Interface markup and scripts:
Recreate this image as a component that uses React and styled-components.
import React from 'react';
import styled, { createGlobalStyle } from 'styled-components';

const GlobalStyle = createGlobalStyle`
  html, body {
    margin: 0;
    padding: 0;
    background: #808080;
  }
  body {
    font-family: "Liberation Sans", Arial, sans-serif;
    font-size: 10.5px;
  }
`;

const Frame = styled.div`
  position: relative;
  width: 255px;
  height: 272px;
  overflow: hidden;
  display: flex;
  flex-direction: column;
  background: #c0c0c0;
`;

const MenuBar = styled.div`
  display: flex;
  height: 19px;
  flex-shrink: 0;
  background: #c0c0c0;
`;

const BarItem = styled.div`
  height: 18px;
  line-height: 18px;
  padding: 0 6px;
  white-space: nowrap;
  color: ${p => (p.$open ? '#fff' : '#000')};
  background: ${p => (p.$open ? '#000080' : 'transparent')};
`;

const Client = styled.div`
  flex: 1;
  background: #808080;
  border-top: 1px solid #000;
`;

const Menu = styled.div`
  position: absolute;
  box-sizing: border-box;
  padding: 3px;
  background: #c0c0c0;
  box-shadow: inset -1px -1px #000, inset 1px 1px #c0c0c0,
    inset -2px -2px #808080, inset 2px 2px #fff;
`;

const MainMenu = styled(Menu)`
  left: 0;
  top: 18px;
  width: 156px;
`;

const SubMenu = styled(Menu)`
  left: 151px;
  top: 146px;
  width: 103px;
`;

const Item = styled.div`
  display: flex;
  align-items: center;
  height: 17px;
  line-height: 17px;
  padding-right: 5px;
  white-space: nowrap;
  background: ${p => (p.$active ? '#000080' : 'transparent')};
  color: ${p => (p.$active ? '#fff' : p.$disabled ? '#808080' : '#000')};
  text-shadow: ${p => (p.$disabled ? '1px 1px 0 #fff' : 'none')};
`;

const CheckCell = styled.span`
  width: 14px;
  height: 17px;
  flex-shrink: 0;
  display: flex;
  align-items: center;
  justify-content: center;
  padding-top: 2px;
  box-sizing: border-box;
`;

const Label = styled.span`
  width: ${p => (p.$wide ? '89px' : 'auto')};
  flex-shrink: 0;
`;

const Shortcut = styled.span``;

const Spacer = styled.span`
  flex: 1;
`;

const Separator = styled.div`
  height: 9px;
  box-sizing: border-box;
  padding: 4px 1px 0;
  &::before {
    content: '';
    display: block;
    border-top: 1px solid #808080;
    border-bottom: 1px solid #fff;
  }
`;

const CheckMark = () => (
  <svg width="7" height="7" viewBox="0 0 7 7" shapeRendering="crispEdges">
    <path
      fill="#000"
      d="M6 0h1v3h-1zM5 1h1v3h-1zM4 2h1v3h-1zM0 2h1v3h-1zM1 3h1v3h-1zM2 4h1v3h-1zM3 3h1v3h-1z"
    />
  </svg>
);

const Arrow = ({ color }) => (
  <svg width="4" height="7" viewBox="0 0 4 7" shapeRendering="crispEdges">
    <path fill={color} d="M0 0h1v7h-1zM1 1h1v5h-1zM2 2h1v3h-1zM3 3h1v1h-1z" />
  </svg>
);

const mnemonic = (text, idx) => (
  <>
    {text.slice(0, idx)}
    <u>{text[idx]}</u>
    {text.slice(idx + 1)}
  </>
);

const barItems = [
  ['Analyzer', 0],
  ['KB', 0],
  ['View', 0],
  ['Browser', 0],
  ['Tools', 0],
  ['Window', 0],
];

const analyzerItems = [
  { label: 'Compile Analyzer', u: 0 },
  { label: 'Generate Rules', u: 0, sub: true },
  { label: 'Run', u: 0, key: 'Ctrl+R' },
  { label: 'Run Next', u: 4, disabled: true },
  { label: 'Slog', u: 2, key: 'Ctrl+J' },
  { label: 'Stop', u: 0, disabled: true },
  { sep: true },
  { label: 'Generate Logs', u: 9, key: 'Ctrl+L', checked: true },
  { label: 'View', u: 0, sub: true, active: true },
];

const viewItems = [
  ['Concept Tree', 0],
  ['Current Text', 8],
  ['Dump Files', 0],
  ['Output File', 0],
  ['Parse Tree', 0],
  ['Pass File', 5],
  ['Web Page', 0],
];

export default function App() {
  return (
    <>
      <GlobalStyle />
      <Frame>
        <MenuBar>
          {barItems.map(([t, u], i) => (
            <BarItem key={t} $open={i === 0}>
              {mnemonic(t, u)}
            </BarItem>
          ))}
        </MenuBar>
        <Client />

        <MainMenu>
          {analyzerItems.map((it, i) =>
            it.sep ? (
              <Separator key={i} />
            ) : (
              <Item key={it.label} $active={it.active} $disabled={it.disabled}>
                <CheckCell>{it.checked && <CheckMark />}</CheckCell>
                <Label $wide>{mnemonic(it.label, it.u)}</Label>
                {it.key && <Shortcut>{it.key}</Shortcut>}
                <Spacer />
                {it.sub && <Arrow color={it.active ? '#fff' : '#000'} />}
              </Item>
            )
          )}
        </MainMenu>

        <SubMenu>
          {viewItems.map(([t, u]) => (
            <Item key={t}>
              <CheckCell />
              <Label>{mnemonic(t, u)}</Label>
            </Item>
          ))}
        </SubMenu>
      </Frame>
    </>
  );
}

* * *

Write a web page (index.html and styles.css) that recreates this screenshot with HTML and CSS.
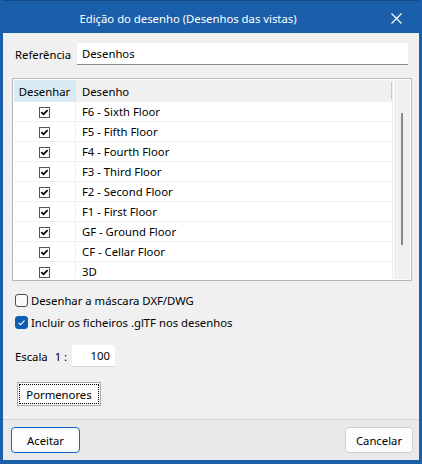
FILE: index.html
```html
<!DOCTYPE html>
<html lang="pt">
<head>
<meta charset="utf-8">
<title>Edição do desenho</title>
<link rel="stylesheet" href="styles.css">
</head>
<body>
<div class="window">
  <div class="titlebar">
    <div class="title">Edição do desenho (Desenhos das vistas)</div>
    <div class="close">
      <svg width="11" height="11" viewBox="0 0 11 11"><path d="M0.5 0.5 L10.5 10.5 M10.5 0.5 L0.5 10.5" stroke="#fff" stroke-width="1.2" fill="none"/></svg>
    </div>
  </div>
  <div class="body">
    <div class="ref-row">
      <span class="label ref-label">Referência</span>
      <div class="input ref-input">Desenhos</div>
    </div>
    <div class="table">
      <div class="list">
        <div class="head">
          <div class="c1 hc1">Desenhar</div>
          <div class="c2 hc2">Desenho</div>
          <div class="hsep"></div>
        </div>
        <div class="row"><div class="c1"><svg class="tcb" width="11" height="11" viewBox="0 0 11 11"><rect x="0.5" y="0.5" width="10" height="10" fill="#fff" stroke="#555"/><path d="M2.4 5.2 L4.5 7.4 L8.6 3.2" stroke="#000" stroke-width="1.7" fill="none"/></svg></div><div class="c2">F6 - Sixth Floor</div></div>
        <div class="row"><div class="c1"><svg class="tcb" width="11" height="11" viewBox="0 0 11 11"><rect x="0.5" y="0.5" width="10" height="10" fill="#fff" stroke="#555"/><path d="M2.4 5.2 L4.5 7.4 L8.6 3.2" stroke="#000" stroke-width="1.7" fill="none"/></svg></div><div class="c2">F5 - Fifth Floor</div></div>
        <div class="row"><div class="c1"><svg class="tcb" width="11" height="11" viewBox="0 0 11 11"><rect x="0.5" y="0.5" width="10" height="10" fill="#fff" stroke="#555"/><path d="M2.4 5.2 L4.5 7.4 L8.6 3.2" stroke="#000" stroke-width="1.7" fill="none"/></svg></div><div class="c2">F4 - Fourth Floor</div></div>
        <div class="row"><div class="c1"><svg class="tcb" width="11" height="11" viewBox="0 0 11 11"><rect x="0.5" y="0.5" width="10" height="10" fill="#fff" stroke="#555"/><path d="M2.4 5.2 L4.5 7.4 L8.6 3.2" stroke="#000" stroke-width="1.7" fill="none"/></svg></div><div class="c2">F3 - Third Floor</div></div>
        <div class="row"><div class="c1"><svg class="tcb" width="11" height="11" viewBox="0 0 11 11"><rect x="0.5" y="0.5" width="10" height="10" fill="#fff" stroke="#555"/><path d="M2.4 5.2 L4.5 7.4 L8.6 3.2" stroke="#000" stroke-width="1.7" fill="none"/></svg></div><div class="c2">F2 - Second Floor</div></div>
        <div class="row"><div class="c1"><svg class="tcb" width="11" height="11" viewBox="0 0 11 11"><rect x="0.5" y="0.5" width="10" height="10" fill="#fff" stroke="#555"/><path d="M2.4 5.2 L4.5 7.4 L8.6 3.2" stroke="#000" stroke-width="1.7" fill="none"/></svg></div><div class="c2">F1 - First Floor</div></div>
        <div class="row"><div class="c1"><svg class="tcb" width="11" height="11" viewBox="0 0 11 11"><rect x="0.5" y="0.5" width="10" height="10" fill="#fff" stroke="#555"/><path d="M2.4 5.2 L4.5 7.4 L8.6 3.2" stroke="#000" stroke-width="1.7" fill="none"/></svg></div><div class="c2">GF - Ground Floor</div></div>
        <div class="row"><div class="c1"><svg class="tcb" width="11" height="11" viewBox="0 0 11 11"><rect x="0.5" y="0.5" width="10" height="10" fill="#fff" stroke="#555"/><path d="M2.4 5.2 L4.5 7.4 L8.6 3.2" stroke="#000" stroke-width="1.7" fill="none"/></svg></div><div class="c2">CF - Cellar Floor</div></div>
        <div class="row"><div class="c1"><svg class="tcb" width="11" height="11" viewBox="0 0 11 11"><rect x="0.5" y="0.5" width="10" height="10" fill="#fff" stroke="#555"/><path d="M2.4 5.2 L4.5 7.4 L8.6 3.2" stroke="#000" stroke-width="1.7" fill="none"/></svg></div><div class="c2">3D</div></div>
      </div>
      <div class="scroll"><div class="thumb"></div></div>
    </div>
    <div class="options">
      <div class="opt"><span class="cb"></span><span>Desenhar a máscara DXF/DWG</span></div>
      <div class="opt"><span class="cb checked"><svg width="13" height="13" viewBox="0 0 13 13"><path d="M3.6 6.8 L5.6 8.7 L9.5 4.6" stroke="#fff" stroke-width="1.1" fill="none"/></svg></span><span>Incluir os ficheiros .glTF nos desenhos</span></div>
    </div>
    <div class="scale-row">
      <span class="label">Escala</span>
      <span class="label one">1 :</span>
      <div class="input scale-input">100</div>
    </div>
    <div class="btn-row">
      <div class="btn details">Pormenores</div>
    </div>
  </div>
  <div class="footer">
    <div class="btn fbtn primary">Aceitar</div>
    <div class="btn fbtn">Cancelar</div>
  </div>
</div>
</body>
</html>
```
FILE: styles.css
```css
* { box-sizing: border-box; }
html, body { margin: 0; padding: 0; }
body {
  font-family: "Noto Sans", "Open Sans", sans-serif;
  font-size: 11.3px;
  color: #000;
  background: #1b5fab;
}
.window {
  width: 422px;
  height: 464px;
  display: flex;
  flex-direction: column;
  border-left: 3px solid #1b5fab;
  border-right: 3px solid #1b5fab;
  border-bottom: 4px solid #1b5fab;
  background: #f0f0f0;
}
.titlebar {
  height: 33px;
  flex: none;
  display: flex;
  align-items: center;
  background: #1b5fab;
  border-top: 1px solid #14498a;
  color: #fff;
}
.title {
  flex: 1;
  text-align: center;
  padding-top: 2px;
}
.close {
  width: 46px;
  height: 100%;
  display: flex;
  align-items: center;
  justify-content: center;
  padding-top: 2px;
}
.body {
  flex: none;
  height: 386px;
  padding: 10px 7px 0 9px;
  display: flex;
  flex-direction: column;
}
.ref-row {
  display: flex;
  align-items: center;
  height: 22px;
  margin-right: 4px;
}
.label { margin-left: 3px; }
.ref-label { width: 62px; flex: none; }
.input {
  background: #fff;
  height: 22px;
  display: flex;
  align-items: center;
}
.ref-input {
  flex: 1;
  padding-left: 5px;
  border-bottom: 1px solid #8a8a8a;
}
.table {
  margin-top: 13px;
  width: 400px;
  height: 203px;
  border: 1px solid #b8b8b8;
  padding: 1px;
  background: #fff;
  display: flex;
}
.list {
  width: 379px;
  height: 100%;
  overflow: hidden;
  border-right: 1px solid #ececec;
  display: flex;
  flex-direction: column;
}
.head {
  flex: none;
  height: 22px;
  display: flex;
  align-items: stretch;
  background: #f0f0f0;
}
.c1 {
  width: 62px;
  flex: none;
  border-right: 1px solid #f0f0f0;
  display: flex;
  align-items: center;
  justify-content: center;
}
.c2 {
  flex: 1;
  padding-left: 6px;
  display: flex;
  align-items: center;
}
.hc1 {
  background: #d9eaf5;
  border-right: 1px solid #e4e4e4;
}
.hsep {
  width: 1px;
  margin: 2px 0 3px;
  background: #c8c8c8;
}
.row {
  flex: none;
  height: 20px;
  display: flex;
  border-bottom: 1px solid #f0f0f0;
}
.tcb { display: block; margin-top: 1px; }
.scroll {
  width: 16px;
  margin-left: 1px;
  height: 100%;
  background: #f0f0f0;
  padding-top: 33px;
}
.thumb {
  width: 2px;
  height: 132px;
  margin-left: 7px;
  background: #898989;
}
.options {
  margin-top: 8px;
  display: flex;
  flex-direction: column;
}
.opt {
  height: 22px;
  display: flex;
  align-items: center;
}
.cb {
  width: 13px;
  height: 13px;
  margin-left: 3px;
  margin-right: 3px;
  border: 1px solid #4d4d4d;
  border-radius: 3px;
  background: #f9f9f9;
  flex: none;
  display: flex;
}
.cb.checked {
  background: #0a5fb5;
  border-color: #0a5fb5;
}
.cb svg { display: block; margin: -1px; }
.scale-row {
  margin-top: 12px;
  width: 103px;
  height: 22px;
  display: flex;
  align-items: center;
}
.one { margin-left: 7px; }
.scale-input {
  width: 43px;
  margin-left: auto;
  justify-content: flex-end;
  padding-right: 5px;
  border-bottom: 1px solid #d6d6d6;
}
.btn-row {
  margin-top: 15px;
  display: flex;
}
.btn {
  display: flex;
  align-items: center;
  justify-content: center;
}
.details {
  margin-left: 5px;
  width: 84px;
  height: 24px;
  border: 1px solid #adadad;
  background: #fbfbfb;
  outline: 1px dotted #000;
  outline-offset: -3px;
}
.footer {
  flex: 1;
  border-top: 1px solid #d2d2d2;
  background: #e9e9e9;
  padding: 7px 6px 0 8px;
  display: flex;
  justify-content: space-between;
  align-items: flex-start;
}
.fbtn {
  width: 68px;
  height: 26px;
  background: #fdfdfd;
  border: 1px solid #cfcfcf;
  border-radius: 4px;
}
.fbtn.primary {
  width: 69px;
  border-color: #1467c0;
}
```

What needs to be done — Identify and list each line with the word "components".

Output of the task —
Recreate this image as a component that uses React and styled-components.
import styled, { createGlobalStyle } from 'styled-components';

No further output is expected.